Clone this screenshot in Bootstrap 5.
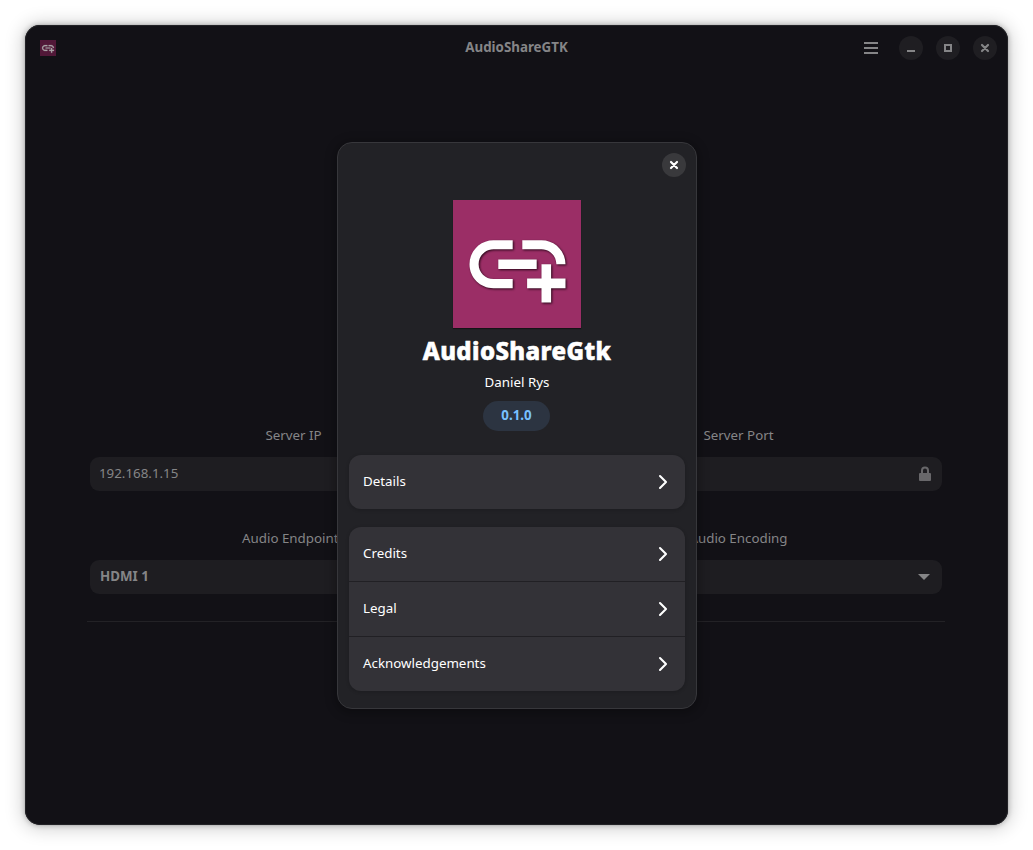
<!DOCTYPE html>
<html lang="en" data-bs-theme="dark">
<head>
<meta charset="utf-8">
<title>AudioShareGTK</title>
<link href="https://cdn.jsdelivr.net/npm/bootstrap@5.3.0/dist/css/bootstrap.min.css" rel="stylesheet">
<style>
html,body{height:850px;overflow:hidden}
body{background:#fff;font-family:"Noto Sans",sans-serif;font-size:13.33px;line-height:18px;color:#fff}
.app-window{width:983px;height:800px;margin:25px;background:#121116;border-radius:15px;box-shadow:inset 0 0 0 1px #222226,0 0 0 1px rgba(0,0,0,.03),0 0 5px 1px rgba(0,0,0,.2),0 1px 18px 3px rgba(0,0,0,.18);color:#858587}
.title-bar{height:46px;padding:0 11px 0 15px}
.title-text{font-weight:700;padding-bottom:2px}
.menu-icon{margin-right:21px}
.win-buttons{gap:13px}
.win-btn{width:24px;height:24px;border-radius:50%;background:#1f1e22}
.settings{margin:355px 66px 0 65px;column-gap:38px}
.field-label{height:18px;margin-bottom:13px}
.field-box{height:34px;border-radius:9px;background:#1e1d21;padding:0 9px}
.field-box span{padding-bottom:2px}
.field-box.drop{padding:0 10px}
.second-row{margin-top:38px}
.rule{height:1px;background:#232226;margin:27px 63px 0 62px}
.about{left:337px;top:142px;width:360px;height:567px;background:#222226;border:1px solid #37373b;border-radius:15px;box-shadow:0 2px 10px 3px rgba(0,0,0,.25);padding:0 11px}
.close-btn{right:10px;top:10px;width:24px;height:24px;border-radius:50%;background:#39393c}
.logo{margin-top:57px;width:128px;height:128px;box-shadow:0 1px 1px rgba(0,0,0,.4)}
.glyph{filter:drop-shadow(1px 1.5px 1px rgba(20,0,10,.85))}
.app-name{font-size:24px;font-weight:800;line-height:33px;margin-top:6px;letter-spacing:.4px;-webkit-text-stroke:.6px #fff}
.author{margin-top:6px}
.version{height:30px;width:67px;border-radius:15px;background:#2c3441;color:#78c0ff;font-weight:700;margin-top:10px;margin-right:1px;padding-bottom:2px}
.rows{width:336px;border-radius:12px;background:#333237;box-shadow:0 1px 3px 1px rgba(0,0,0,.12)}
.rows+.rows{margin-top:18px}
.row-item{height:55px;padding:0 17px 1px 14px;border-bottom:1px solid #212024}
.row-item span{padding-bottom:2px}
.row-item:last-child{height:54px;border:0}
svg{display:block}
</style>
<script src="https://cdn.jsdelivr.net/npm/bootstrap@5.3.0/dist/js/bootstrap.bundle.min.js"></script>
</head>
<body>
<svg width="0" height="0" class="position-absolute" aria-hidden="true">
<symbol id="link" viewBox="0 0 24 24"><path d="M8 11h8v2H8zM20.1 12H22c0-2.76-2.24-5-5-5h-4v1.9h4c1.71 0 3.1 1.39 3.1 3.1zM3.9 12c0-1.71 1.39-3.1 3.1-3.1h4V7H7c-2.76 0-5 2.24-5 5s2.24 5 5 5h4v-1.9H7c-1.71 0-3.1-1.39-3.1-3.1zM19 12h-2v3h-3v2h3v3h2v-3h3v-2h-3z"/></symbol>
<symbol id="chev" viewBox="0 0 10 16"><path d="M2 2l6 6-6 6" fill="none" stroke="#fff" stroke-width="2.1" stroke-linecap="round" stroke-linejoin="round"/></symbol>
<symbol id="cross" viewBox="0 0 10 10"><path d="M2 2l6 6M8 2L2 8" fill="none" stroke="currentColor" stroke-width="2.2" stroke-linecap="round"/></symbol>
</svg>
<main class="app-window d-flex flex-column">
  <header class="title-bar d-flex align-items-center position-relative">
    <svg width="16" height="16"><rect width="16" height="16" fill="#511838"/><use href="#link" x=".8" y=".8" width="14.4" height="14.4" fill="#a8a2a6" stroke="#a8a2a6" stroke-width=".3"/></svg>
    <div class="title-text position-absolute start-50 translate-middle-x">AudioShareGTK</div>
    <div class="ms-auto d-flex align-items-center">
      <svg width="14" height="12" class="menu-icon"><path d="M0 1h14M0 6h14M0 11h14" stroke="#858587" stroke-width="2"/></svg>
      <div class="win-buttons d-flex">
        <div class="win-btn d-flex align-items-center justify-content-center"><svg width="8" height="8"><path d="M0 7h8" stroke="#858587" stroke-width="2"/></svg></div>
        <div class="win-btn d-flex align-items-center justify-content-center"><svg width="8" height="8"><path d="M1 1h6v6H1z" fill="none" stroke="#858587" stroke-width="2"/></svg></div>
        <div class="win-btn d-flex align-items-center justify-content-center"><svg width="10" height="10"><use href="#cross"/></svg></div>
      </div>
    </div>
  </header>
  <section class="settings d-flex">
    <div class="flex-fill w-50">
      <div class="field-label text-center">Server IP</div>
      <div class="field-box d-flex align-items-center"><span>192.168.1.15</span></div>
      <div class="field-label text-center second-row">Audio Endpoints</div>
      <div class="field-box drop d-flex align-items-center fw-bold"><span>HDMI 1</span></div>
    </div>
    <div class="flex-fill w-50">
      <div class="field-label text-center">Server Port</div>
      <div class="field-box d-flex align-items-center justify-content-end"><svg width="16" height="16"><path d="M5 8V4.5a3 3 0 0 1 6 0V8" fill="none" stroke="#68676a" stroke-width="2"/><rect x="2" y="7" width="12" height="8" rx="1" fill="#68676a"/></svg></div>
      <div class="field-label text-center second-row">Audio Encoding</div>
      <div class="field-box drop d-flex align-items-center justify-content-end"><svg width="16" height="16"><path d="M2 5h12L8 11z" fill="#858587"/></svg></div>
    </div>
  </section>
  <div class="rule"></div>
</main>
<section class="about position-absolute d-flex flex-column align-items-center">
  <div class="close-btn position-absolute d-flex align-items-center justify-content-center text-white"><svg width="10" height="10"><use href="#cross"/></svg></div>
  <svg class="logo" width="128" height="128">
    <rect width="128" height="128" fill="#9b2e66"/>
    <use class="glyph" href="#link" x="6.9" y="6.6" width="115.2" height="115.2" fill="#fff"/>
  </svg>
  <div class="app-name">AudioShareGtk</div>
  <div class="author">Daniel Rys</div>
  <div class="version d-flex align-items-center justify-content-center">0.1.0</div>
  <div class="rows mt-4">
    <div class="row-item d-flex align-items-center justify-content-between"><span>Details</span><svg width="10" height="16"><use href="#chev"/></svg></div>
  </div>
  <div class="rows">
    <div class="row-item d-flex align-items-center justify-content-between"><span>Credits</span><svg width="10" height="16"><use href="#chev"/></svg></div>
    <div class="row-item d-flex align-items-center justify-content-between"><span>Legal</span><svg width="10" height="16"><use href="#chev"/></svg></div>
    <div class="row-item d-flex align-items-center justify-content-between"><span>Acknowledgements</span><svg width="10" height="16"><use href="#chev"/></svg></div>
  </div>
</section>
</body>
</html>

* * * * *

• [THE TASK] Please write out all the data again word for word, but not the pictures.

• [RESULT FOR THIS TASK]
Clone this screenshot in Bootstrap 5.
<!DOCTYPE html>
<html lang="en" data-bs-theme="dark">
<head>
<meta charset="utf-8">
<title>AudioShareGTK</title>
<link href="https://cdn.jsdelivr.net/npm/bootstrap@5.3.0/dist/css/bootstrap.min.css" rel="stylesheet">
<style>
html,body{height:850px;overflow:hidden}
body{background:#fff;font-family:"Noto Sans",sans-serif;font-size:13.33px;line-height:18px;color:#fff}
.app-window{width:983px;height:800px;margin:25px;background:#121116;border-radius:15px;box-shadow:inset 0 0 0 1px #222226,0 0 0 1px rgba(0,0,0,.03),0 0 5px 1px rgba(0,0,0,.2),0 1px 18px 3px rgba(0,0,0,.18);color:#858587}
.title-bar{height:46px;padding:0 11px 0 15px}
.title-text{font-weight:700;padding-bottom:2px}
.menu-icon{margin-right:21px}
.win-buttons{gap:13px}
.win-btn{width:24px;height:24px;border-radius:50%;background:#1f1e22}
.settings{margin:355px 66px 0 65px;column-gap:38px}
.field-label{height:18px;margin-bottom:13px}
.field-box{height:34px;border-radius:9px;background:#1e1d21;padding:0 9px}
.field-box span{padding-bottom:2px}
.field-box.drop{padding:0 10px}
.second-row{margin-top:38px}
.rule{height:1px;background:#232226;margin:27px 63px 0 62px}
.about{left:337px;top:142px;width:360px;height:567px;background:#222226;border:1px solid #37373b;border-radius:15px;box-shadow:0 2px 10px 3px rgba(0,0,0,.25);padding:0 11px}
.close-btn{right:10px;top:10px;width:24px;height:24px;border-radius:50%;background:#39393c}
.logo{margin-top:57px;width:128px;height:128px;box-shadow:0 1px 1px rgba(0,0,0,.4)}
.glyph{filter:drop-shadow(1px 1.5px 1px rgba(20,0,10,.85))}
.app-name{font-size:24px;font-weight:800;line-height:33px;margin-top:6px;letter-spacing:.4px;-webkit-text-stroke:.6px #fff}
.author{margin-top:6px}
.version{height:30px;width:67px;border-radius:15px;background:#2c3441;color:#78c0ff;font-weight:700;margin-top:10px;margin-right:1px;padding-bottom:2px}
.rows{width:336px;border-radius:12px;background:#333237;box-shadow:0 1px 3px 1px rgba(0,0,0,.12)}
.rows+.rows{margin-top:18px}
.row-item{height:55px;padding:0 17px 1px 14px;border-bottom:1px solid #212024}
.row-item span{padding-bottom:2px}
.row-item:last-child{height:54px;border:0}
svg{display:block}
</style>
<script src="https://cdn.jsdelivr.net/npm/bootstrap@5.3.0/dist/js/bootstrap.bundle.min.js"></script>
</head>
<body>
<svg width="0" height="0" class="position-absolute" aria-hidden="true">
<symbol id="link" viewBox="0 0 24 24"><path d="M8 11h8v2H8zM20.1 12H22c0-2.76-2.24-5-5-5h-4v1.9h4c1.71 0 3.1 1.39 3.1 3.1zM3.9 12c0-1.71 1.39-3.1 3.1-3.1h4V7H7c-2.76 0-5 2.24-5 5s2.24 5 5 5h4v-1.9H7c-1.71 0-3.1-1.39-3.1-3.1zM19 12h-2v3h-3v2h3v3h2v-3h3v-2h-3z"/></symbol>
<symbol id="chev" viewBox="0 0 10 16"><path d="M2 2l6 6-6 6" fill="none" stroke="#fff" stroke-width="2.1" stroke-linecap="round" stroke-linejoin="round"/></symbol>
<symbol id="cross" viewBox="0 0 10 10"><path d="M2 2l6 6M8 2L2 8" fill="none" stroke="currentColor" stroke-width="2.2" stroke-linecap="round"/></symbol>
</svg>
<main class="app-window d-flex flex-column">
  <header class="title-bar d-flex align-items-center position-relative">
    <svg width="16" height="16"><rect width="16" height="16" fill="#511838"/><use href="#link" x=".8" y=".8" width="14.4" height="14.4" fill="#a8a2a6" stroke="#a8a2a6" stroke-width=".3"/></svg>
    <div class="title-text position-absolute start-50 translate-middle-x">AudioShareGTK</div>
    <div class="ms-auto d-flex align-items-center">
      <svg width="14" height="12" class="menu-icon"><path d="M0 1h14M0 6h14M0 11h14" stroke="#858587" stroke-width="2"/></svg>
      <div class="win-buttons d-flex">
        <div class="win-btn d-flex align-items-center justify-content-center"><svg width="8" height="8"><path d="M0 7h8" stroke="#858587" stroke-width="2"/></svg></div>
        <div class="win-btn d-flex align-items-center justify-content-center"><svg width="8" height="8"><path d="M1 1h6v6H1z" fill="none" stroke="#858587" stroke-width="2"/></svg></div>
        <div class="win-btn d-flex align-items-center justify-content-center"><svg width="10" height="10"><use href="#cross"/></svg></div>
      </div>
    </div>
  </header>
  <section class="settings d-flex">
    <div class="flex-fill w-50">
      <div class="field-label text-center">Server IP</div>
      <div class="field-box d-flex align-items-center"><span>192.168.1.15</span></div>
      <div class="field-label text-center second-row">Audio Endpoints</div>
      <div class="field-box drop d-flex align-items-center fw-bold"><span>HDMI 1</span></div>
    </div>
    <div class="flex-fill w-50">
      <div class="field-label text-center">Server Port</div>
      <div class="field-box d-flex align-items-center justify-content-end"><svg width="16" height="16"><path d="M5 8V4.5a3 3 0 0 1 6 0V8" fill="none" stroke="#68676a" stroke-width="2"/><rect x="2" y="7" width="12" height="8" rx="1" fill="#68676a"/></svg></div>
      <div class="field-label text-center second-row">Audio Encoding</div>
      <div class="field-box drop d-flex align-items-center justify-content-end"><svg width="16" height="16"><path d="M2 5h12L8 11z" fill="#858587"/></svg></div>
    </div>
  </section>
  <div class="rule"></div>
</main>
<section class="about position-absolute d-flex flex-column align-items-center">
  <div class="close-btn position-absolute d-flex align-items-center justify-content-center text-white"><svg width="10" height="10"><use href="#cross"/></svg></div>
  <svg class="logo" width="128" height="128">
    <rect width="128" height="128" fill="#9b2e66"/>
    <use class="glyph" href="#link" x="6.9" y="6.6" width="115.2" height="115.2" fill="#fff"/>
  </svg>
  <div class="app-name">AudioShareGtk</div>
  <div class="author">Daniel Rys</div>
  <div class="version d-flex align-items-center justify-content-center">0.1.0</div>
  <div class="rows mt-4">
    <div class="row-item d-flex align-items-center justify-content-between"><span>Details</span><svg width="10" height="16"><use href="#chev"/></svg></div>
  </div>
  <div class="rows">
    <div class="row-item d-flex align-items-center justify-content-between"><span>Credits</span><svg width="10" height="16"><use href="#chev"/></svg></div>
    <div class="row-item d-flex align-items-center justify-content-between"><span>Legal</span><svg width="10" height="16"><use href="#chev"/></svg></div>
    <div class="row-item d-flex align-items-center justify-content-between"><span>Acknowledgements</span><svg width="10" height="16"><use href="#chev"/></svg></div>
  </div>
</section>
</body>
</html>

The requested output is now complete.